Abstract
Strong electron correlation plays an important role in transition-metal and heavy-metal chemistry, magnetic molecules, bond breaking, biradicals, excited states, and many functional materials, but it provides a significant challenge for modern electronic structure theory. The treatment of strongly correlated systems usually requires a multireference method to adequately describe spin densities and near-degeneracy correlation. However, quantitative computation of dynamic correlation with multireference wave functions is often difficult or impractical.
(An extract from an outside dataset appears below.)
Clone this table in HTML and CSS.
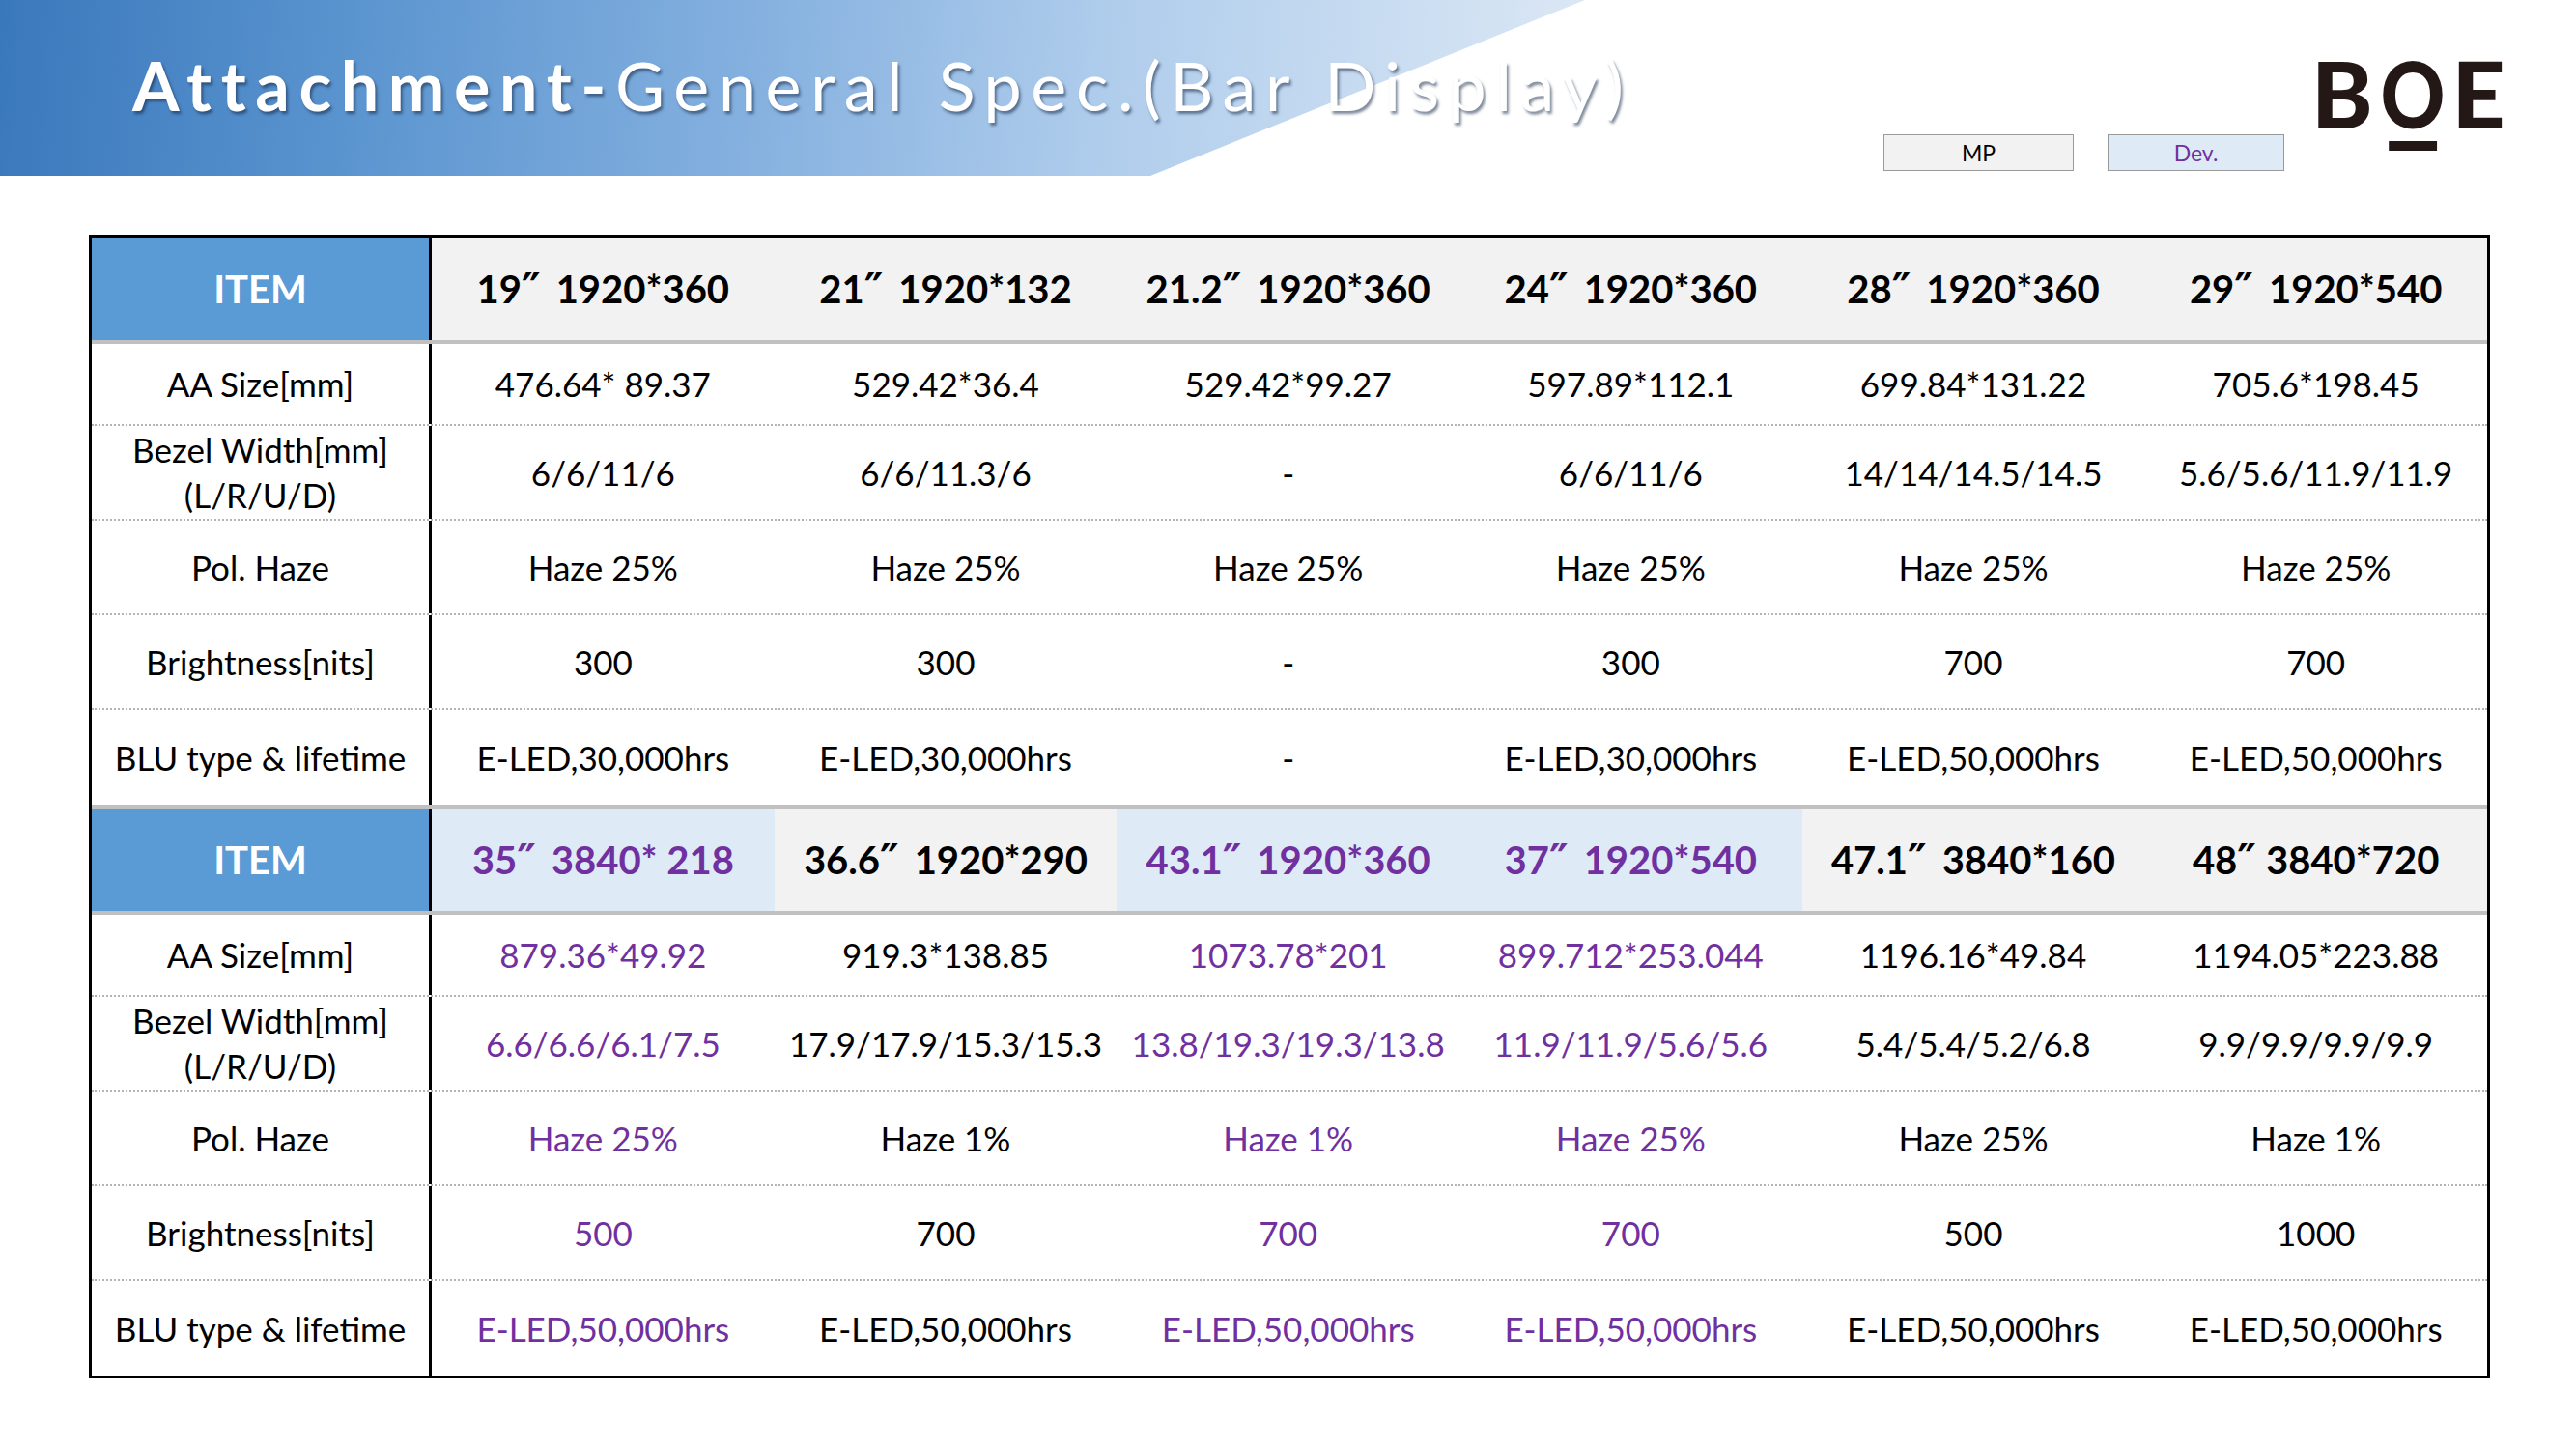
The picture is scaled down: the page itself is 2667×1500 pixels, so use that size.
FILE: index.html
```html
<!DOCTYPE html>
<html lang="en">
<head>
<meta charset="utf-8">
<title>Attachment-General Spec.(Bar Display)</title>
<link rel="stylesheet" href="styles.css">
</head>
<body>
<div class="page">
  <header class="banner">
    <div class="band">
      <h1 class="title"><b>Attachment-</b>General Spec.(Bar Display)</h1>
    </div>
    <div class="legend">
      <span class="tag mp">MP</span>
      <span class="tag dev">Dev.</span>
    </div>
    <div class="logo">B<span class="logo-o">O</span>E</div>
  </header>

  <div class="spec">
    <div class="row head">
      <div class="cell label item">ITEM</div>
      <div class="cell">19<span class="q">″</span>1920*360</div>
      <div class="cell">21<span class="q">″</span>1920*132</div>
      <div class="cell">21.2<span class="q">″</span>1920*360</div>
      <div class="cell">24<span class="q">″</span>1920*360</div>
      <div class="cell">28<span class="q">″</span>1920*360</div>
      <div class="cell">29<span class="q">″</span>1920*540</div>
    </div>
    <div class="row aa">
      <div class="cell label">AA Size[mm]</div>
      <div class="cell">476.64* 89.37</div>
      <div class="cell">529.42*36.4</div>
      <div class="cell">529.42*99.27</div>
      <div class="cell">597.89*112.1</div>
      <div class="cell">699.84*131.22</div>
      <div class="cell">705.6*198.45</div>
    </div>
    <div class="row">
      <div class="cell label two">Bezel Width[mm]<br>(L/R/U/D)</div>
      <div class="cell">6/6/11/6</div>
      <div class="cell">6/6/11.3/6</div>
      <div class="cell">-</div>
      <div class="cell">6/6/11/6</div>
      <div class="cell">14/14/14.5/14.5</div>
      <div class="cell">5.6/5.6/11.9/11.9</div>
    </div>
    <div class="row">
      <div class="cell label">Pol. Haze</div>
      <div class="cell">Haze 25%</div>
      <div class="cell">Haze 25%</div>
      <div class="cell">Haze 25%</div>
      <div class="cell">Haze 25%</div>
      <div class="cell">Haze 25%</div>
      <div class="cell">Haze 25%</div>
    </div>
    <div class="row">
      <div class="cell label">Brightness[nits]</div>
      <div class="cell">300</div>
      <div class="cell">300</div>
      <div class="cell">-</div>
      <div class="cell">300</div>
      <div class="cell">700</div>
      <div class="cell">700</div>
    </div>
    <div class="row last">
      <div class="cell label">BLU type &amp; lifetime</div>
      <div class="cell">E-LED,30,000hrs</div>
      <div class="cell">E-LED,30,000hrs</div>
      <div class="cell">-</div>
      <div class="cell">E-LED,30,000hrs</div>
      <div class="cell">E-LED,50,000hrs</div>
      <div class="cell">E-LED,50,000hrs</div>
    </div>

    <div class="row head second">
      <div class="cell label item">ITEM</div>
      <div class="cell dev">35<span class="q">″</span>3840* 218</div>
      <div class="cell">36.6<span class="q">″</span>1920*290</div>
      <div class="cell dev">43.1<span class="q">″</span>1920*360</div>
      <div class="cell dev">37<span class="q">″</span>1920*540</div>
      <div class="cell">47.1<span class="q">″</span>3840*160</div>
      <div class="cell">48<span class="q narrow">″</span>3840*720</div>
    </div>
    <div class="row aa">
      <div class="cell label">AA Size[mm]</div>
      <div class="cell dev">879.36*49.92</div>
      <div class="cell">919.3*138.85</div>
      <div class="cell dev">1073.78*201</div>
      <div class="cell dev">899.712*253.044</div>
      <div class="cell">1196.16*49.84</div>
      <div class="cell">1194.05*223.88</div>
    </div>
    <div class="row">
      <div class="cell label two">Bezel Width[mm]<br>(L/R/U/D)</div>
      <div class="cell dev">6.6/6.6/6.1/7.5</div>
      <div class="cell">17.9/17.9/15.3/15.3</div>
      <div class="cell dev">13.8/19.3/19.3/13.8</div>
      <div class="cell dev">11.9/11.9/5.6/5.6</div>
      <div class="cell">5.4/5.4/5.2/6.8</div>
      <div class="cell">9.9/9.9/9.9/9.9</div>
    </div>
    <div class="row">
      <div class="cell label">Pol. Haze</div>
      <div class="cell dev">Haze 25%</div>
      <div class="cell">Haze 1%</div>
      <div class="cell dev">Haze 1%</div>
      <div class="cell dev">Haze 25%</div>
      <div class="cell">Haze 25%</div>
      <div class="cell">Haze 1%</div>
    </div>
    <div class="row">
      <div class="cell label">Brightness[nits]</div>
      <div class="cell dev">500</div>
      <div class="cell">700</div>
      <div class="cell dev">700</div>
      <div class="cell dev">700</div>
      <div class="cell">500</div>
      <div class="cell">1000</div>
    </div>
    <div class="row last">
      <div class="cell label">BLU type &amp; lifetime</div>
      <div class="cell dev">E-LED,50,000hrs</div>
      <div class="cell">E-LED,50,000hrs</div>
      <div class="cell dev">E-LED,50,000hrs</div>
      <div class="cell dev">E-LED,50,000hrs</div>
      <div class="cell">E-LED,50,000hrs</div>
      <div class="cell">E-LED,50,000hrs</div>
    </div>
  </div>
</div>
</body>
</html>
```
FILE: styles.css
```css
* { box-sizing: border-box; }

html, body {
  margin: 0;
  padding: 0;
  background: #ffffff;
}

body {
  width: 2667px;
  height: 1500px;
  overflow: hidden;
  font-family: "Lato", "Open Sans", "Liberation Sans", sans-serif;
  color: #000;
}

.page {
  width: 2667px;
  height: 1500px;
}

/* ---------- banner ---------- */
.banner {
  display: flex;
  align-items: flex-start;
  height: 182px;
}

.band {
  position: relative;
  flex: 0 0 1641px;
  width: 1641px;
  min-width: 0;
  height: 182px;
  padding: 53px 0 0 137px;
}

/* decorative gradient shape behind the title */
.band::before {
  content: "";
  position: absolute;
  inset: 0;
  background: linear-gradient(95deg, #3a78bc 0%, #5a94cf 22%, #84b0df 47%, #b0cdec 70%, #dce8f5 100%);
  clip-path: polygon(0 0, 1641px 0, 1191px 182px, 0 182px);
  z-index: 0;
}

.title {
  position: relative;
  z-index: 1;
  margin: 0;
  font-family: "Lato", "Open Sans", sans-serif;
  font-size: 70px;
  line-height: 70px;
  font-weight: 400;
  letter-spacing: 9.6px;
  color: #ffffff;
  white-space: nowrap;
  text-shadow: 2px 3px 3px rgba(20, 40, 70, 0.55);
}

.title b {
  font-weight: 700;
}

.legend {
  display: flex;
  gap: 35px;
  margin: 139px 0 0 309px;
}

.tag {
  display: flex;
  align-items: center;
  justify-content: center;
  height: 38px;
  border: 1px solid #9a9a9a;
  font-size: 23px;
}

.tag.mp {
  width: 197px;
  background: #f2f2f2;
  color: #000;
}

.tag.dev {
  width: 183px;
  background: #deebf7;
  color: #7030a0;
}

.logo {
  margin: 46px 0 0 28px;
  font-family: "Lato", "DejaVu Sans", sans-serif;
  font-weight: 900;
  font-size: 96px;
  line-height: 100px;
  letter-spacing: 2px;
  color: #231815;
}

.logo-o {
  position: relative;
  display: inline-block;
  transform: scaleX(0.86);
}

.logo-o::after {
  content: "";
  position: absolute;
  left: 10px;
  right: 12px;
  bottom: -10px;
  height: 10px;
  background: #231815;
}

/* ---------- table ---------- */
.spec {
  margin: 61px 0 0 92px;
  width: 2486px;
  border: 3px solid #000;
}

.row {
  display: grid;
  grid-template-columns: 352px repeat(6, 1fr);
  height: 98px;
  border-bottom: 2px dotted #b4b4b4;
}

.row.aa {
  height: 85px;
}

.row.last {
  border-bottom: none;
}

.row.head {
  height: 110px;
  border-bottom: 4px solid #c0c0c0;
}

.row.head.second {
  height: 114px;
  border-top: 4px solid #c0c0c0;
}

.cell {
  display: flex;
  align-items: center;
  justify-content: center;
  text-align: center;
  font-size: 35px;
  line-height: 47px;
  white-space: nowrap;
}

.cell.label {
  border-right: 3px solid #000;
}

.cell.dev {
  color: #7030a0;
}

.head .cell {
  background: #f2f2f2;
  font-weight: 700;
  font-size: 40px;
}

.head .cell.dev {
  background: #deebf7;
}

.head .cell.item {
  background: #5b9bd5;
  color: #ffffff;
}

.q {
  font-family: "DejaVu Sans", sans-serif;
  font-weight: 700;
  font-size: 44px;
  margin: 0 16px 0 0;
}

.q.narrow {
  margin-right: 10px;
}
```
Multiconfiguration pair-density functional theory (MC-PDFT) provides a way to blend multiconfiguration wave function theory and density functional theory to quantitatively treat both near-degeneracy correlation and dynamic correlation in strongly correlated systems; it is more affordable than multireference perturbation theory, multireference configuration interaction, or multireference coupled cluster theory and more accurate for many properties than Kohn-Sham density functional theory. This perspective article provides a brief introduction to strongly correlated systems and previously reviewed progress on MC-PDFT followed by a discussion of several recent developments and applications of MC-PDFT and related methods, including localized-active-space MC-PDFT, generalized active-space MC-PDFT, density-matrix-renormalization-group MC-PDFT, hybrid MC-PDFT, multistate MC-PDFT, spin-orbit coupling, analytic gradients, and dipole moments. We also review the more recently introduced multiconfiguration nonclassical-energy functional theory (MC-NEFT), which is like MC-PDFT but allows for other ingredients in the nonclassical-energy functional. We discuss two new kinds of MC-NEFT methods, namely multiconfiguration density coherence functional theory and machine-learned functionals.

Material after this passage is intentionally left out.